Best quote: “Action talks, and bullshit walks.”


 

Private Lives
by Noel Coward

Another genius comedy playwright Noel Coward wrote his best work Private Lives is 1930. It’s a comedy of manners in three acts which focuses on a divorced couple. Its second act love scene was nearly censored in Britain as too risqué, which, again, is something that might intrigue a lot of thespians looking for that type of performance on stage.

Best quote: “Strange how potent cheap music is.”


 

Our Town
by Thornton Wilder

Our Town is a three-act play by another American playwright Thornton Wilder, written in 1938. It tells the story of the fictional American small town of Grover’s Corners between 1901 and 1913 through the everyday lives of its citizens. The play went on to have a lot of success on Broadway and won the Pulitzer Prize for Drama. Even today it remains popular and its revivals are frequent.

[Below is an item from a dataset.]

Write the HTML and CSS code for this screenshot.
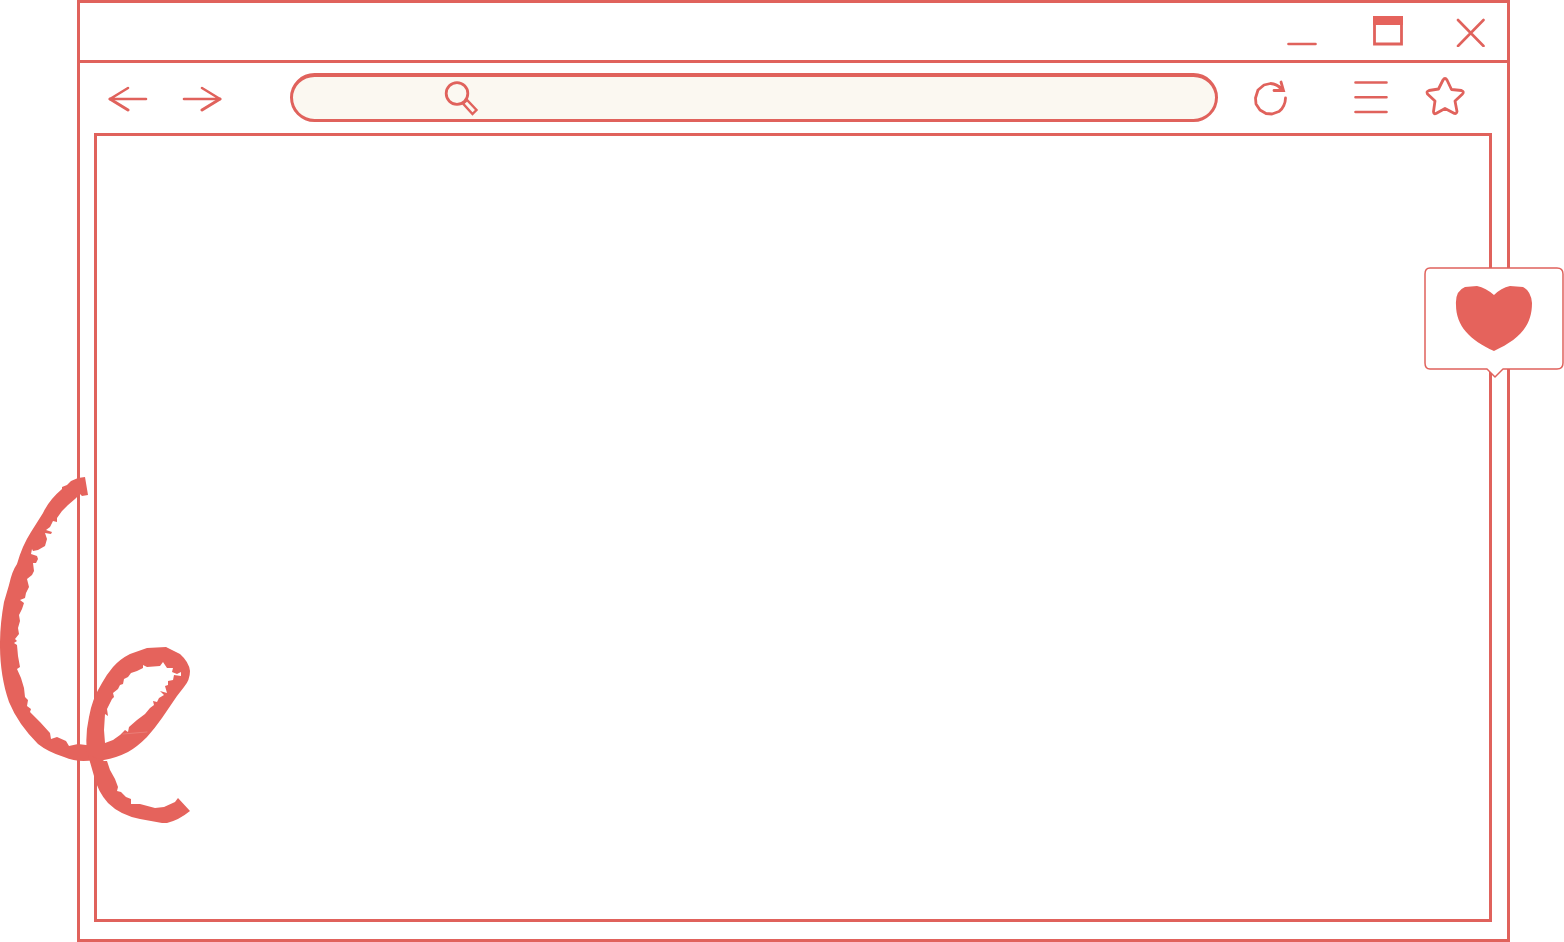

Best quote: “We all know that something is eternal. And it ain’t houses and it ain’t names, and it ain’t earth, and it ain’t even the stars . . . everybody knows in their bones that something is eternal, and that something has to do with human beings. All the greatest people ever lived have been telling us that for five thousand years and yet you’d be surprised how people are always losing hold of it. There’s something way down deep that’s eternal about every human being.”


 

Doctor Faustus
by Christopher Marlowe

English playwright from the Elizabethan era Christopher Marlowe wrote a play in 1604 called The Tragical History of the Life and Death of Doctor Faustus, but today it’s most commonly referred to simply as Doctor Faustus. The play is based on the German story Faust, in which a man sells his soul to the devil for power, experience, pleasure and knowledge.

Best quote: “Hell is just a frame of mind.”